Ayiti is out June 19.
Number One Chinese Restaurant by Lillian Li
Running a Chinese restaurant is hard, especially under the thumb of a criminal. That’s what Jimmy Han realizes as he tries to step out from the shadow cast by his father and older brother. The recently deceased (and seemingly disreputable) patriarch of the Han dynasty opened the Duck House, a thriving Chinese-American restaurant, but Jimmy wants more than the kitschy joint can offer. As a result of his aspirations, his family and family friends become enmeshed in an increasingly dangerous plot. Li has crafted a compelling character in Jimmy, whose hubris and impulse lead him to bad decision after bad decision. His compatriots are no better, each motivated by their own selfish needs, and it’s delightful to read. Li humanizes cruelty. Where another would look away, she dives under a microscope, determined to see it clearly.

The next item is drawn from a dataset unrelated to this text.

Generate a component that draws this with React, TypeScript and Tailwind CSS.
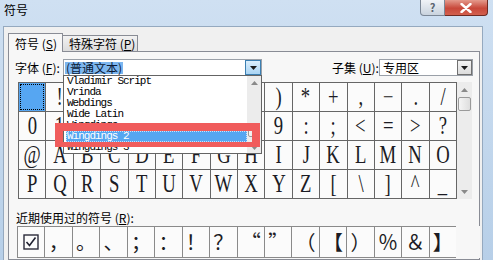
import React from 'react';

const gridRows: string[][] = [
  [' ', '!', '"', '#', '$', '%', '&', "'", '(', ')', '*', '+', ',', '−', '.', '/'],
  ['0', '1', '2', '3', '4', '5', '6', '7', '8', '9', ':', ';', '<', '=', '>', '?'],
  ['@', 'A', 'B', 'C', 'D', 'E', 'F', 'G', 'H', 'I', 'J', 'K', 'L', 'M', 'N', 'O'],
  ['P', 'Q', 'R', 'S', 'T', 'U', 'V', 'W', 'X', 'Y', 'Z', '[', '\\', ']', '^', '_'],
];

const recent = ['☑', '，', '。', '、', '；', '：', '！', '？', '“', '”', '（', '【', '）', '％', '＆', '】'];

const fontItems = ['Vladimir Script', 'Vrinda', 'Webdings', 'Wide Latin', 'Wingdings', 'Wingdings 2', 'Wingdings 3'];

const ui = "font-['Noto_Sans_CJK_SC',sans-serif]";

function Arrow({ up = false }: { up?: boolean }) {
  return (
    <svg width="7" height="4" viewBox="0 0 7 4">
      <path d={up ? 'M0 4 L3.5 0 L7 4 Z' : 'M0 0 L7 0 L3.5 4 Z'} fill={up ? '#8a8a8a' : '#1a1a1a'} />
    </svg>
  );
}

function CheckBox() {
  return (
    <svg width="16" height="16" viewBox="0 0 16 16">
      <rect x="1" y="1" width="14" height="14" fill="none" stroke="#2b2b3a" strokeWidth="1.4" />
      <path d="M3.5 8 L6.5 11.5 L12.5 3.5" fill="none" stroke="#1f2030" strokeWidth="1.6" />
    </svg>
  );
}

export default function App() {
  return (
    <div className={`relative w-[493px] h-[260px] overflow-hidden flex flex-col bg-[linear-gradient(180deg,#cfe0f2,#b7cfe8)] text-black ${ui}`}>
      {/* Title bar */}
      <div className="h-[26px] flex items-start shrink-0">
        <span className="pl-[4px] pt-[3px] text-[12px] leading-[14px]">符号</span>
        <div className="ml-auto mr-[5px] flex">
          <div className="w-[25px] h-[16px] rounded-bl-[4px] border border-t-0 border-[#7b8796] bg-[linear-gradient(180deg,#f0f3f7,#c9d3de)] flex items-center justify-center text-[11px] leading-none text-[#5b6470] font-bold">
            ?
          </div>
          <div className="w-[43px] h-[16px] rounded-br-[4px] border border-t-0 border-l-0 border-[#6e2a22] bg-[linear-gradient(180deg,#e49a8c,#c8483a_55%,#d2604e)] flex items-center justify-center">
            <svg width="12" height="10" viewBox="0 0 12 10">
              <path d="M1.5 1 L10.5 9 M10.5 1 L1.5 9" stroke="#ffffff" strokeWidth="2.4" strokeLinecap="round" />
            </svg>
          </div>
        </div>
      </div>

      {/* Dialog body */}
      <div className="flex-1 ml-[3px] mr-[10px] bg-[#f0f0f0] border border-b-0 border-[#95a9bf] flex flex-col">
        {/* Tabs */}
        <div className="h-[24px] pl-[4px] flex items-end shrink-0">
          <div className="relative z-10 w-[55px] h-[19px] -mb-px bg-[#f7f7f7] border border-b-0 border-[#898c95] text-[12px] leading-[14px] pt-[3px] pl-[6px]">
            符号 (<u>S</u>)
          </div>
          <div className="w-[75px] h-[16px] bg-[linear-gradient(180deg,#f2f2f2,#dcdcdc)] border border-l-0 border-b-0 border-[#898c95] text-[12px] leading-[14px] pt-[1px] pl-[6px]">
            特殊字符 (<u>P</u>)
          </div>
        </div>

        {/* Tab page */}
        <div className="ml-[4px] w-[472px] flex-1 bg-[#f7f7f7] border border-[#898c95] pt-[7px] pl-[6px] flex flex-col">
          {/* Font / subset row */}
          <div className="flex items-center h-[17px]">
            <span className="w-[48px] text-[12px] leading-[14px]">字体 (<u>F</u>):</span>
            <div className="w-[199px] h-[17px] bg-white border border-[#9aa0a8] flex items-center">
              <span className="ml-px h-[12px] bg-[#7db6ef] text-[#0b1a36] text-[12px] leading-[12px] px-px">(普通文本)</span>
              <div className="ml-auto w-[16px] h-[15px] bg-[linear-gradient(180deg,#dbeefb,#a9d4f4)] border border-[#3c7fb1] flex items-center justify-center">
                <Arrow />
              </div>
            </div>
            <span className="ml-[70px] w-[47px] text-[12px] leading-[14px]">子集 (<u>U</u>):</span>
            <div className="w-[94px] h-[17px] bg-white border border-[#9aa0a8] flex items-center">
              <span className="ml-[3px] text-[12px] leading-[14px]">专用区</span>
              <div className="ml-auto w-[15px] h-[15px] bg-[linear-gradient(180deg,#f4f4f4,#dcdcdc)] border border-[#707070] flex items-center justify-center">
                <Arrow />
              </div>
            </div>
          </div>

          {/* Symbol grid + scrollbar */}
          <div className="mt-[6px] ml-[3px] flex">
            <div className="w-[439px] grid grid-cols-16 auto-rows-[28px] gap-px p-px bg-[#666666]">
              {gridRows.flat().map((c, i) => (
                <div
                  key={i}
                  className={`flex items-center justify-center text-[22px] leading-none font-['Liberation_Serif',serif] text-[#1c1c24] ${
                    i === 0 ? 'bg-[#56a6f2] outline-1 outline-dotted outline-black -outline-offset-2' : 'bg-[#fbfbfb]'
                  }`}
                >
                  <span className="scale-x-[0.85] scale-y-[1.1]">{c}</span>
                </div>
              ))}
            </div>
            <div className="w-[15px] h-[117px] bg-[#ececec] flex flex-col items-center">
              <div className="h-[15px] flex items-center justify-center">
                <Arrow up />
              </div>
              <div className="w-[13px] h-[14px] rounded-[2px] border border-[#9a9a9a] bg-[linear-gradient(90deg,#f5f5f5,#dedede)]" />
              <div className="flex-1" />
              <div className="h-[15px] flex items-center justify-center">
                <svg width="7" height="4" viewBox="0 0 7 4">
                  <path d="M0 0 L7 0 L3.5 4 Z" fill="#8a8a8a" />
                </svg>
              </div>
            </div>
          </div>

          {/* Recent symbols */}
          <div className="mt-[12px] ml-px text-[12px] leading-[14px]">近期使用过的符号 (<u>R</u>):</div>
          <div className="mt-px ml-[2px] w-[463px] h-[32px] grid grid-cols-[repeat(16,26.44px)_1fr] gap-px p-px bg-[#8a8a8a]">
            {recent.map((c, i) => (
              <div key={i} className="bg-[#fbfbfb] flex items-center justify-center text-[20px] leading-none text-[#1c1c24]">
                {i === 0 ? <CheckBox /> : c}
              </div>
            ))}
            <div className="bg-[#f7f7f7] -ml-px -my-px -mr-px" />
          </div>
        </div>
      </div>

      {/* Open font dropdown list */}
      <div className="absolute left-[63px] top-[75px] w-[199px] h-[79px] bg-white border border-[#646464] flex">
        <div className="flex-1 flex flex-col pl-[2px]">
          {fontItems.map((f) => (
            <div
              key={f}
              className={`h-[11px] leading-[11px] text-[11px] tracking-[-1px] font-['Liberation_Mono',monospace] whitespace-pre pl-px ${
                f === 'Wingdings 2' ? 'bg-[#55a6f1] text-white outline-1 outline-dotted outline-[#c9e2fa] -outline-offset-1' : 'text-black'
              }`}
            >
              {f}
            </div>
          ))}
        </div>
        <div className="w-[14px] bg-[#ececec] flex flex-col items-center">
          <div className="h-[13px] flex items-center justify-center">
            <Arrow up />
          </div>
          <div className="mt-[34px] w-[12px] h-[14px] rounded-[2px] border border-[#9a9a9a] bg-[linear-gradient(90deg,#f5f5f5,#dedede)]" />
          <div className="flex-1" />
          <div className="h-[10px] flex items-center justify-center">
            <svg width="7" height="4" viewBox="0 0 7 4">
              <path d="M0 0 L7 0 L3.5 4 Z" fill="#8a8a8a" />
            </svg>
          </div>
        </div>
      </div>

      {/* Red annotation box */}
      <div className="absolute left-[55px] top-[123px] w-[205px] h-[24px] border-t-[8px] border-b-[5px] border-x-[8px] border-[#f05c5c]" />
    </div>
  );
}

The result is a wonderfully honest portrait of what it takes to make it in America.
Number One Chinese Restaurant is out June 19.
How to Love a Jamaican by Alexia Arthurs
Arthurs’s debut collection of short stories is an impressive, fully realized work that grapples with Jamaican womanhood. Her mission is clear from the first story, “Light-Skinned Girls and Kelly Rowlands,” which looks at two Jamaican-American students from radically different backgrounds who bond over art, family, and their shared heritage. In another, “Island,” a woman finally returns to the island with several other Jamaican-American friends, only to feel isolated from them by her newly found interest in women. While critical, Arthurs never condemns as she explores the nuances in fraught intra-community subjects like depression, assimilation, and ethnic tensions. “Maybe our kind doesn’t have time for soft words,” one narrator wonders in “We Eat Our Daughters,” an exploration of motherhood. Arthurs offers a compassionate response with these tender portraits of hard women, lost girls, and the people who love them.
How to Love a Jamaican is out July 24.